Scientology: The Cult of Greed
The problem is that that doesn't prove that his intention with Scientology was to make money. Sure, the quote about "If I needed to make money, I would just start a religion" is telling -- but it happened earlier in his life and he could have had a change of opinion. Unless he speciifically said, "I made up Scientology completely in order to make money," we don't really know what his intentions were. The quotes by anti-cult movement leaders in the article are interesting but not exceptionally valid given that -- as religioustolerance.org points out -- most people who study the mind don't believe that "mind control" is possible, and those ACM leaders are a small and biased minority. Sure, it seems quite possible that Scientology uses unscrupulous means to make money or uses its money less than wisely, but at this point, there are few religions that don't.

It's more likely that unstable individuals (hello Tom Cruise!) are attracted to "cult-like" religions that require very deep commitments -- and thus are more likely to have problems with emotional development, mood or personality disorders, tendency to commit suicide, et cetera. Correlation (of emotionally disturbed individuals and Scientology -- or any religious group/"cult") does not equal causation. The stories I've read from family members of Scientology members who killed themselves (or allegedly killed themselves) usually paint pictures of individuals who were very troubled long before they became Scientologists. I'm not a professional or anything, but one might guess that they sought out a very involved, family-like religion because they felt like they were missing something at home. The story that opens this article bears that out, with a family that had no clue anything was "off" about their son until after he ended up dead. Sorry, but I don't buy the idea that Scientology was his only problem.

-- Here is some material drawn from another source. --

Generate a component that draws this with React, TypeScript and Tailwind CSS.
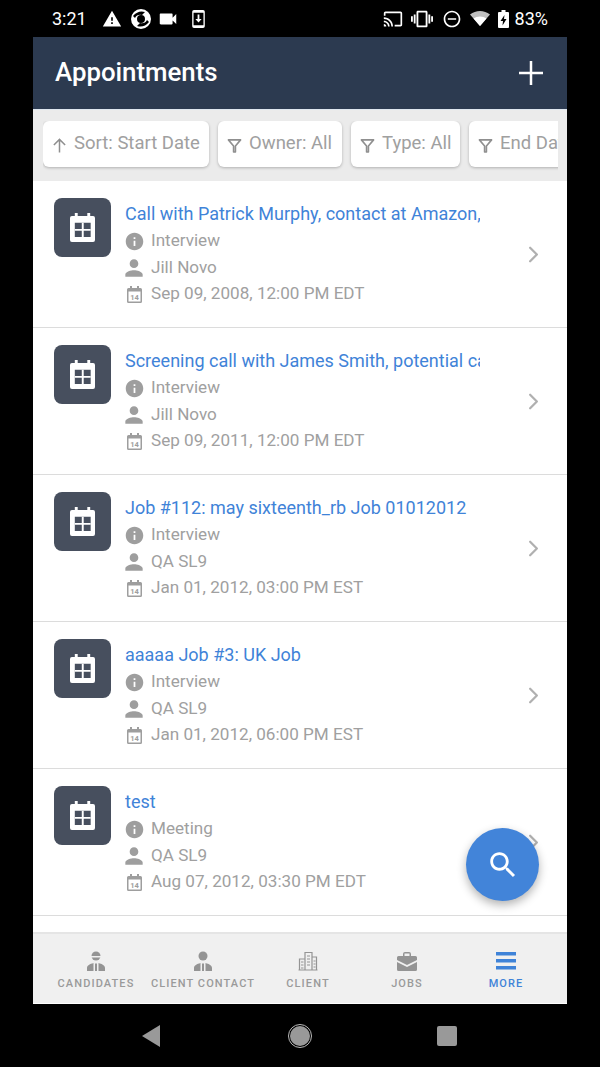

Not to mention that almost every religion, if not every religion, has been created or co-opted for the purposes of some greedy (or lustful, or power-hungry, et cetera) leader on some level or another. Joseph Smith?* Come on now. No religion is pure.

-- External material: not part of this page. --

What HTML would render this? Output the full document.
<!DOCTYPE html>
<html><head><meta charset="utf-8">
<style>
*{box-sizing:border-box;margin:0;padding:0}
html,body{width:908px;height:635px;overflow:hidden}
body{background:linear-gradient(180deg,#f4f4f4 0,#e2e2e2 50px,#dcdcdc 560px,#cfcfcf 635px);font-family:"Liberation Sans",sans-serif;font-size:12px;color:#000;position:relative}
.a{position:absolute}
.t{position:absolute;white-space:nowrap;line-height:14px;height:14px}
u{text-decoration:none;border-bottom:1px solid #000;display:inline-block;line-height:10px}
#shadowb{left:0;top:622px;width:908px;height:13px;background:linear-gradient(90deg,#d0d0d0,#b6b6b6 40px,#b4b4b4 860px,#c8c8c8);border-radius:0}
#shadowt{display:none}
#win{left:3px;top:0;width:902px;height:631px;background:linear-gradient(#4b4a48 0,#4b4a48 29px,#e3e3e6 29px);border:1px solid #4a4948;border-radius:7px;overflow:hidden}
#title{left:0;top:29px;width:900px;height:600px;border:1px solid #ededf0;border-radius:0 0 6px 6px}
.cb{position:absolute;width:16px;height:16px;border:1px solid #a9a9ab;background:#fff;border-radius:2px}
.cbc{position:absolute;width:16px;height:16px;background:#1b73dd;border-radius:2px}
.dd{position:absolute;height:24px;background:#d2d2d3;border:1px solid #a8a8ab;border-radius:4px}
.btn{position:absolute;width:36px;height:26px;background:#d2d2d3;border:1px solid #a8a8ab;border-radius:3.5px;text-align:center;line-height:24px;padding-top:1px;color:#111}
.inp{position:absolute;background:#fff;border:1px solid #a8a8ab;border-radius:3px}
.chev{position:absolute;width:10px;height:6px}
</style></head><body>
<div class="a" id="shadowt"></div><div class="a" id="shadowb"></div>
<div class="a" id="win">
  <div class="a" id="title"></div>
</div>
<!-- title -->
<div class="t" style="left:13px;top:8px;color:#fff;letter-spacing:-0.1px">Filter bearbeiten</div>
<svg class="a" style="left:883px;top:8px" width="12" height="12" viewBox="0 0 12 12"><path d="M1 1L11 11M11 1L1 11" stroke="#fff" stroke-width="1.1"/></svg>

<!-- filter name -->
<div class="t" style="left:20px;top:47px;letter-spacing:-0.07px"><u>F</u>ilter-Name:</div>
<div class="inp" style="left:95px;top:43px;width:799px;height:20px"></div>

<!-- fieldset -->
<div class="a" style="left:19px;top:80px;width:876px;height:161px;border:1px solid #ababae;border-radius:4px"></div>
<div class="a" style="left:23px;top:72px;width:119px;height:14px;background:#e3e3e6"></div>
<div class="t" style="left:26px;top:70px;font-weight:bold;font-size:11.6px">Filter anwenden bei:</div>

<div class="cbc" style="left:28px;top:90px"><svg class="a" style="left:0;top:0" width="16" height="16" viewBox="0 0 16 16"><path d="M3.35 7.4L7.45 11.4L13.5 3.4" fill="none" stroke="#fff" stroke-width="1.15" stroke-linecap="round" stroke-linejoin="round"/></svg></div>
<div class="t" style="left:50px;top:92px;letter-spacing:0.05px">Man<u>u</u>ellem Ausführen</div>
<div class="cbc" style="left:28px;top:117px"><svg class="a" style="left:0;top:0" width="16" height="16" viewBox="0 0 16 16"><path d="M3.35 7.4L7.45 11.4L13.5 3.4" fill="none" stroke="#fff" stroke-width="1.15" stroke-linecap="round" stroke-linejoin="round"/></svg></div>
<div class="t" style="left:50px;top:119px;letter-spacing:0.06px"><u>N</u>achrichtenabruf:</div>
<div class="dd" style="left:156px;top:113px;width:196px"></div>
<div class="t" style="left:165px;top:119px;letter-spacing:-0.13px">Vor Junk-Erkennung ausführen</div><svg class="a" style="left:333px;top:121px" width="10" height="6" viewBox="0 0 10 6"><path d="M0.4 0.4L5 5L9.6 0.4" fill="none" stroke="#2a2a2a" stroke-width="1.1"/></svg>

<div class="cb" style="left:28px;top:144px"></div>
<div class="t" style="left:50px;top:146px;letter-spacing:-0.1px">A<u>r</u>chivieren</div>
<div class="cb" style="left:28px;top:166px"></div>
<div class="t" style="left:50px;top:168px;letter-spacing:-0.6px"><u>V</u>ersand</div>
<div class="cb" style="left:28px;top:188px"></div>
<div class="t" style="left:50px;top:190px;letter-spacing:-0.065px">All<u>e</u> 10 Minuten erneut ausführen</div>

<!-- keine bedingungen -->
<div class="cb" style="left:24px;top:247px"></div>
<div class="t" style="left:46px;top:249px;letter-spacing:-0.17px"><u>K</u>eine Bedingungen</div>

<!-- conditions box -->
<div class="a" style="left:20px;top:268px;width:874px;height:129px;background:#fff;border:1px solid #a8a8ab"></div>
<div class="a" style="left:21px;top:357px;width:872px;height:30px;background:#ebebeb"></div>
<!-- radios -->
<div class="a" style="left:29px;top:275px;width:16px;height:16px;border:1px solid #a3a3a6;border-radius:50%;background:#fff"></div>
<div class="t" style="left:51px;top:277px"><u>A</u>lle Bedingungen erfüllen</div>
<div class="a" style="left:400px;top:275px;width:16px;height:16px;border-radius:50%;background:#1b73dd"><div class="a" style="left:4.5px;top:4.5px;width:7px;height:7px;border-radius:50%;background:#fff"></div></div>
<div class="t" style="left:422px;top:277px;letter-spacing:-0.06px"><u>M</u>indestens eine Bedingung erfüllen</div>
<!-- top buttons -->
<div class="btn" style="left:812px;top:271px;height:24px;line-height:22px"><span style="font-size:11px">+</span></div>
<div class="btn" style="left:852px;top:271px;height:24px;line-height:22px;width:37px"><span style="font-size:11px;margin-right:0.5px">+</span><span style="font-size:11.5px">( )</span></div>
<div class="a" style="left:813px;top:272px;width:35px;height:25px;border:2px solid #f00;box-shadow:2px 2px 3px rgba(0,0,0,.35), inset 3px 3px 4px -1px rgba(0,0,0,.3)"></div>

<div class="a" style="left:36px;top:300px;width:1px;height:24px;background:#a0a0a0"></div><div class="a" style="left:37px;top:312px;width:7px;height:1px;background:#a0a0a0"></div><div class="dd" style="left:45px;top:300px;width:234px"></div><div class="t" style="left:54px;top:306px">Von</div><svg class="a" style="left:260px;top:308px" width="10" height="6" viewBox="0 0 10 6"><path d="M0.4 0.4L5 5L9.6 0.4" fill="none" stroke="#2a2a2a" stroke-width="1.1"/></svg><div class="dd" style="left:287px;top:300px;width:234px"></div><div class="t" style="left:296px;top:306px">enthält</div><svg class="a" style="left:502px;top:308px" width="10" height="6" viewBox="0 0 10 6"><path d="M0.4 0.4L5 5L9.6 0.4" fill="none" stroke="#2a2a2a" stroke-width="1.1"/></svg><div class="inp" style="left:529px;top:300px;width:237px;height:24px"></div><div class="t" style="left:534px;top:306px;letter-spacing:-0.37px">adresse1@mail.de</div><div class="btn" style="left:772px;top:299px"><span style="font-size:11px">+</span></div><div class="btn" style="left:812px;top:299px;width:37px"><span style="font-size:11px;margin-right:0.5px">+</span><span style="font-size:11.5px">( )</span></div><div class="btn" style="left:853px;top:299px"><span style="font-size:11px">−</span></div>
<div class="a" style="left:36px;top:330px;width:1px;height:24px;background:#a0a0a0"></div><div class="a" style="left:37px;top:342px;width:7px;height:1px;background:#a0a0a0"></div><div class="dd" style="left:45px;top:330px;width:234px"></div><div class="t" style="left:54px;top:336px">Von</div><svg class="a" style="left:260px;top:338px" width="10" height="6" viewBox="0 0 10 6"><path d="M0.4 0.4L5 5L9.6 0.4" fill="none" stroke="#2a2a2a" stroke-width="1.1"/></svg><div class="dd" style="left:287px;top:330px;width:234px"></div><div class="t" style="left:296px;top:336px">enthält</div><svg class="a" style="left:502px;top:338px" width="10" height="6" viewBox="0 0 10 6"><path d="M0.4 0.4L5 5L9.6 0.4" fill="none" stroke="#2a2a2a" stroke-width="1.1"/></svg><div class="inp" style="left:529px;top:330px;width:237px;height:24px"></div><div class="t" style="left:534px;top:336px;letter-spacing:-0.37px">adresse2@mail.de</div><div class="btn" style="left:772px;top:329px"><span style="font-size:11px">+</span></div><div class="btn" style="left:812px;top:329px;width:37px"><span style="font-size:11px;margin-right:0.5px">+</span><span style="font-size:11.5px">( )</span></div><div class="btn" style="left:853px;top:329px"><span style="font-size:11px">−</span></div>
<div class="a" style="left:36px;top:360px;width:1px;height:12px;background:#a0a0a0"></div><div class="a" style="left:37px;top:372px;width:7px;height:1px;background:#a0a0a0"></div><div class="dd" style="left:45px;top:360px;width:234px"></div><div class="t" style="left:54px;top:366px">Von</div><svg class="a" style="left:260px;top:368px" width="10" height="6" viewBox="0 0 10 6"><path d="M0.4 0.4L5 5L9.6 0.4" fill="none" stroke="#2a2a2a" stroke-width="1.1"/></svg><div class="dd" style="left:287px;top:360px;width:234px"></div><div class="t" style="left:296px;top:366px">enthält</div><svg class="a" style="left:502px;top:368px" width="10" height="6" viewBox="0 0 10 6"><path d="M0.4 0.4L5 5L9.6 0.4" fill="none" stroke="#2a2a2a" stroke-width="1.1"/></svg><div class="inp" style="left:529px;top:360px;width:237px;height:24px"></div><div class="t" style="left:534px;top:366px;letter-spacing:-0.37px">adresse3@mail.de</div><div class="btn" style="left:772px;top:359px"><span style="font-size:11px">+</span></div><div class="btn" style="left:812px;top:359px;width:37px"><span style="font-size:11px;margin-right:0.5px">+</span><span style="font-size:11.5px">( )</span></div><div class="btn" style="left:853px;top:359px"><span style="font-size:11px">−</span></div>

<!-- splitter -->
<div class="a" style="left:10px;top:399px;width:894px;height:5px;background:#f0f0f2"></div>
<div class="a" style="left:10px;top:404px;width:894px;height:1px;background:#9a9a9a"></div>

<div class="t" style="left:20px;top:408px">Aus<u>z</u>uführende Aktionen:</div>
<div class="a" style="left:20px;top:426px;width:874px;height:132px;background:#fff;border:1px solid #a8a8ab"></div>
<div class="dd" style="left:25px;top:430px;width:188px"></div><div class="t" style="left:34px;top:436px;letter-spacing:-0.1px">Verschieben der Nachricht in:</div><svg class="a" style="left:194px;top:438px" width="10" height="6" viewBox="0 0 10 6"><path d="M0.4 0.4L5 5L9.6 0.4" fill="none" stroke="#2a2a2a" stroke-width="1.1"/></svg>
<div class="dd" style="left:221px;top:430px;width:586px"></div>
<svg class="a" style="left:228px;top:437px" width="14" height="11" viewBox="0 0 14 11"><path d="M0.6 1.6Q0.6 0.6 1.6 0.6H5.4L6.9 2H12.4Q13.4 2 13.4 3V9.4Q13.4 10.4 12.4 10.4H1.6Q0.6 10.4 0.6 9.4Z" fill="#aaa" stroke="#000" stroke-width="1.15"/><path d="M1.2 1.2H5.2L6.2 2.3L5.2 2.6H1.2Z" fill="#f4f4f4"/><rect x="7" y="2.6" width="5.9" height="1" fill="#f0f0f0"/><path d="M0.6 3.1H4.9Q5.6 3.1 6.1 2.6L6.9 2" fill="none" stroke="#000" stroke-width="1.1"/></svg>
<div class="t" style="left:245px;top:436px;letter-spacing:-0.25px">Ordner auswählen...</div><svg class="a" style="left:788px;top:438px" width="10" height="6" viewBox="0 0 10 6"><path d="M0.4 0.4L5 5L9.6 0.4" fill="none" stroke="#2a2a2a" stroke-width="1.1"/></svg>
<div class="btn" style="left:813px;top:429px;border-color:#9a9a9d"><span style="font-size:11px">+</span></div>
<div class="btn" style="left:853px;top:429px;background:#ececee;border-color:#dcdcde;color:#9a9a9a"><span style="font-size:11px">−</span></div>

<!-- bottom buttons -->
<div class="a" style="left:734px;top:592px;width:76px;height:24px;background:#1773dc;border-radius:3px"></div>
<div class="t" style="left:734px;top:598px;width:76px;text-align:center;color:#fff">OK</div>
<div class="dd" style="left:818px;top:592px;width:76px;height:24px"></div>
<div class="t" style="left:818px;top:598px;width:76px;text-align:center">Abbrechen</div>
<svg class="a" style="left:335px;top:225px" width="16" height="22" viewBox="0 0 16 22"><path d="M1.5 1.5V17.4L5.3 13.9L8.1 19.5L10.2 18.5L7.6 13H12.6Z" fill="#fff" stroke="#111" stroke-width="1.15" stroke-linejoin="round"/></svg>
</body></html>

I certainly think there many things wrong with Scientology, a motivated-by-money factor being one of them -- but as Rob implied, if we're going to define Scientology as a "cult" than you have to put the LDS church in the "cult" category as well, along with a number of smaller sects of Christianity (and come to think of it, larger ones as well). And I don't think any of those groups deserve to be portrayed in the same light as, say, the Branch Davidians or Solar Temple or the People's Temple or whatever. And I certainly don't think "brainwashing" per se is at play in any form that even the most mainstream religions don't also use.



* I'm sorry to keep picking on the Mormons, but they are one of the religions I've read about in the most depth and I see many many parallels between them and Scientology, for better or for worse.